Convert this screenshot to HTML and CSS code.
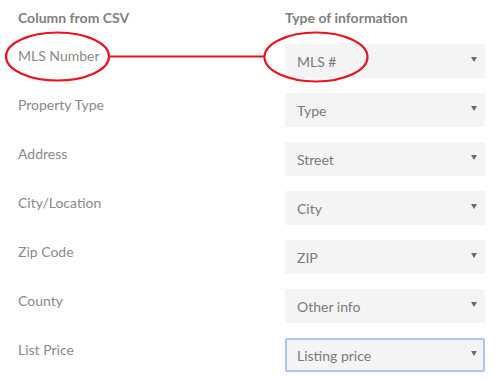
FILE: index.html
```html
<!DOCTYPE html>
<html lang="en">
<head>
    <meta charset="UTF-8">
    <meta name="viewport" content="width=device-width, initial-scale=1.0">
    <title>Map CSV columns</title>
    <link rel="stylesheet" href="styles.css">
</head>
<body>
    <div class="mapper">
        <div class="mapper-head">Column from CSV</div>
        <div class="mapper-head">Type of information</div>

        <div class="csv-col">MLS Number</div>
        <div class="pick"><select><option>MLS #</option></select></div>

        <div class="csv-col">Property Type</div>
        <div class="pick"><select><option>Type</option></select></div>

        <div class="csv-col">Address</div>
        <div class="pick"><select><option>Street</option></select></div>

        <div class="csv-col">City/Location</div>
        <div class="pick"><select><option>City</option></select></div>

        <div class="csv-col">Zip Code</div>
        <div class="pick"><select><option>ZIP</option></select></div>

        <div class="csv-col">County</div>
        <div class="pick"><select><option>Other info</option></select></div>

        <div class="csv-col">List Price</div>
        <div class="pick is-focused"><select><option>Listing price</option></select></div>
    </div>

    <!-- hand-drawn annotation over the first row -->
    <svg class="markup" width="500" height="380" viewBox="0 0 500 380">
        <ellipse cx="57.5" cy="56.5" rx="51.5" ry="24" />
        <line x1="109" y1="56.5" x2="265" y2="56.5" />
        <ellipse cx="316" cy="57" rx="51.5" ry="24.5" />
    </svg>
</body>
</html>
```

FILE: styles.css
```css
body {
    margin: 0;
    font-family: Lato, "Open Sans", Arial, sans-serif;
    background: #fff;
}
.mapper {
    display: grid;
    grid-template-columns: 267px 200px;
    row-gap: 15px;
    padding: 7px 0 0 18px;
}
.mapper-head {
    height: 22px;
    line-height: 22px;
    font-size: 14px;
    font-weight: bold;
    color: #808080;
}
.csv-col {
    padding-top: 2px;
    line-height: 20px;
    font-size: 14px;
    color: #8a8a8a;
}
.pick {
    position: relative;
    height: 34px;
}
.pick select {
    -webkit-appearance: none;
    appearance: none;
    width: 100%;
    height: 34px;
    margin: 0;
    padding: 0 0 0 12px;
    border: none;
    border-radius: 0;
    background: #f4f4f4;
    font-family: inherit;
    font-size: 14px;
    color: #7a7a7a;
    outline: none;
}
.pick::after {
    content: "";
    position: absolute;
    left: 186px;
    top: 13px;
    border-left: 3px solid transparent;
    border-right: 3px solid transparent;
    border-top: 5px solid #6a6a6a;
    pointer-events: none;
}
.pick.is-focused select {
    border: 2px solid #a8c6f7;
    border-radius: 2px;
    padding-left: 10px;
}
.markup {
    position: absolute;
    left: 0;
    top: 0;
    fill: none;
    stroke: #e8141f;
    stroke-width: 2.2;
}
```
++++
*Work instructions*
Transcribe the material as is, with images omitted.

*Exercise answer*
Convert this screenshot to HTML and CSS code.
FILE: index.html
```html
<!DOCTYPE html>
<html lang="en">
<head>
    <meta charset="UTF-8">
    <meta name="viewport" content="width=device-width, initial-scale=1.0">
    <title>Map CSV columns</title>
    <link rel="stylesheet" href="styles.css">
</head>
<body>
    <div class="mapper">
        <div class="mapper-head">Column from CSV</div>
        <div class="mapper-head">Type of information</div>

        <div class="csv-col">MLS Number</div>
        <div class="pick"><select><option>MLS #</option></select></div>

        <div class="csv-col">Property Type</div>
        <div class="pick"><select><option>Type</option></select></div>

        <div class="csv-col">Address</div>
        <div class="pick"><select><option>Street</option></select></div>

        <div class="csv-col">City/Location</div>
        <div class="pick"><select><option>City</option></select></div>

        <div class="csv-col">Zip Code</div>
        <div class="pick"><select><option>ZIP</option></select></div>

        <div class="csv-col">County</div>
        <div class="pick"><select><option>Other info</option></select></div>

        <div class="csv-col">List Price</div>
        <div class="pick is-focused"><select><option>Listing price</option></select></div>
    </div>

    <!-- hand-drawn annotation over the first row -->
    <svg class="markup" width="500" height="380" viewBox="0 0 500 380">
        <ellipse cx="57.5" cy="56.5" rx="51.5" ry="24" />
        <line x1="109" y1="56.5" x2="265" y2="56.5" />
        <ellipse cx="316" cy="57" rx="51.5" ry="24.5" />
    </svg>
</body>
</html>
```

FILE: styles.css
```css
body {
    margin: 0;
    font-family: Lato, "Open Sans", Arial, sans-serif;
    background: #fff;
}
.mapper {
    display: grid;
    grid-template-columns: 267px 200px;
    row-gap: 15px;
    padding: 7px 0 0 18px;
}
.mapper-head {
    height: 22px;
    line-height: 22px;
    font-size: 14px;
    font-weight: bold;
    color: #808080;
}
.csv-col {
    padding-top: 2px;
    line-height: 20px;
    font-size: 14px;
    color: #8a8a8a;
}
.pick {
    position: relative;
    height: 34px;
}
.pick select {
    -webkit-appearance: none;
    appearance: none;
    width: 100%;
    height: 34px;
    margin: 0;
    padding: 0 0 0 12px;
    border: none;
    border-radius: 0;
    background: #f4f4f4;
    font-family: inherit;
    font-size: 14px;
    color: #7a7a7a;
    outline: none;
}
.pick::after {
    content: "";
    position: absolute;
    left: 186px;
    top: 13px;
    border-left: 3px solid transparent;
    border-right: 3px solid transparent;
    border-top: 5px solid #6a6a6a;
    pointer-events: none;
}
.pick.is-focused select {
    border: 2px solid #a8c6f7;
    border-radius: 2px;
    padding-left: 10px;
}
.markup {
    position: absolute;
    left: 0;
    top: 0;
    fill: none;
    stroke: #e8141f;
    stroke-width: 2.2;
}
```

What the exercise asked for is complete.